Urge DOE to compensate national lab employees for back pay if furloughed because of shutdown

October 8, 2013
  • WASHINGTON - U.S. Senators Tom Udall and Martin Heinrich and U.S. Reps. Ben Ray Luján and Michelle Lujan Grisham are working to ensure that federal workers in New Mexico are not financially hurt in the long-term by the federal government shutdown.

    New Mexico is home to roughly 27,000 federal workers, and Sandia National Laboratories (SNL) and Los Alamos National Laboratory (LANL) employ an additional 18,000 New Mexicans.

    All four lawmakers are strong supporters of the Federal Employee Retroactive Pay Fairness Act to ensure federal employees, furloughed through no fault of their own during the government shutdown, will be paid when the government reopens. Luján and Lujan Grisham voted for the bill, which passed unanimously in the U.S. House of Representatives on Saturday. In the Senate, Udall and Heinrich are cosponsors of the same measure. All four lawmakers also supported a bill, which has been signed into law, ensuring members of the military will be paid during the shutdown.

    Additionally, the N.M. lawmakers sent a letter to Department of Energy (DOE) Secretary Ernest Moniz, urging him to ensure employees at New Mexico's national laboratories are compensated if they are furloughed as a result of the government shutdown.

    In their letter to Moniz, the lawmakers note that although workers at SNL and LANL are contract employees, "they are subject to much of the same uncertainties as their colleagues in the federal workforce."

    "Congress clearly intends that those workers who provide such vital services for our nation should be insulated from the effects of a protracted shutdown," the lawmakers wrote.

    "The Department of Energy can certify to the labs that it is an ‘allowable cost' for them to use their appropriated dollars to compensate their employees for back pay due to any furloughs caused by a shutdown," the lawmakers continued. "Due to the tremendous economic uncertainty currently faced by the laboratories' workforce, we urge you to certify as soon as possible that back pay will be allowable upon the restoration of government functions. The employees of our nation's national laboratories deserve to know that they will be fully compensated for their service to our nation."

    Sandia officials announced today that they will be forced to begin to shut down and furlough much of the lab's workforce by Oct. 21 if the budget impasse is not resolved. LANL officials also have told employees that the lab has a limited ability to stay open in the government shutdown.

    Udall and Heinrich both voted for a clean funding compromise bill, which has twice passed the Senate. If the House of Representatives were to pass this bill, the president would sign it and the government would reopen, preventing thousands of lab employees from being furloughed. Luján and Lujan Grisham have signed a letter to Speaker John Boehner calling on him to immediately allow a vote on the Senate-passed clean funding compromise.

    The following is the text of the lawmakers' letter to Moniz:

    Secretary Moniz:

    We write today to call your attention to the many New Mexicans who work at Los Alamos and Sandia National Laboratories who have been adversely affected by the continuing budget impasse in Congress and the resulting shutdown. As you know, these labs are essential to our nation's national security as well as its scientific and research capabilities. Their workforce is comprised of many of the smartest scientists, engineers, and researchers in our country, all of whom have devoted their careers to serving and protecting our nation.

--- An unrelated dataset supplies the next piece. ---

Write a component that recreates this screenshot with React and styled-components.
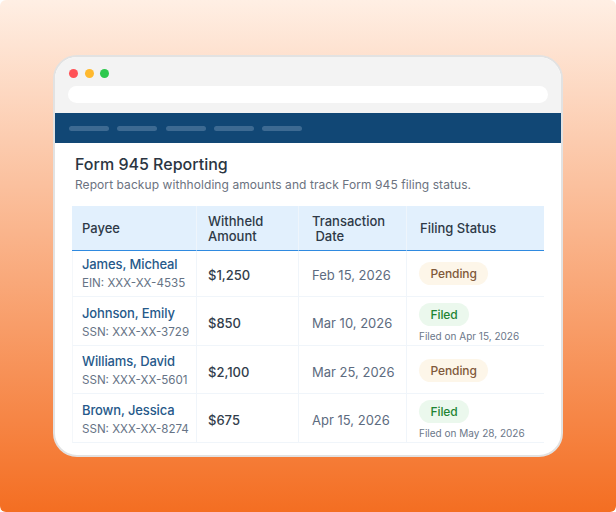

    This government shut down risks betraying these men and women who have made personal sacrifices for our collective security and technological advancement. While lab employees work for the contractors who manage the labs, they are subject to much of the same uncertainty as their colleagues in the federal workforce. While neither of the New Mexico NNSA laboratories have yet announced a need to furlough their workforce, a number of my constituents have written to our offices or contacted us directly to share the stress of potentially being furloughed from the labs and missing out on a needed paycheck.

    The House of Representatives has passed H.R. 3223, the Federal Employee Retroactive Pay Fairness Act, which would compensate all federal employees who would not otherwise receive their full salaries due to the shutdown. President Obama has declared that he supports the legislation and his office writes,

    "Federal workers keep the Nation safe and secure and provide vital services that support the economic security of American families. The Administration appreciates that the Congress is acting promptly to move this bipartisan legislation and looks forward to the bill's swift passage."

    The overwhelming bipartisan support for this legislation demonstrates the clear Congressional desire that the federal workforce should not be adversely impacted by the shutdown nor should they shoulder the burden of its resulting uncertainty. While the employees of New Mexico's national laboratories are not included within the bill's specific terms, Congress clearly intends that those workers who provide such vital services for our nation should be insulated from the effects of a protracted shutdown.

    It is our understanding that the Department of Energy can certify to the labs that it is an "allowable cost" for them to use their appropriated dollars to compensate their employees for back pay due to any furloughs caused by a shutdown. Due to the tremendous economic uncertainty currently faced by the laboratories' workforce, we urge you to certify as soon as possible that back pay will be allowable upon the restoration of government functions. The employees of our nation's national laboratories deserve to know that they will be fully compensated for their service to our nation.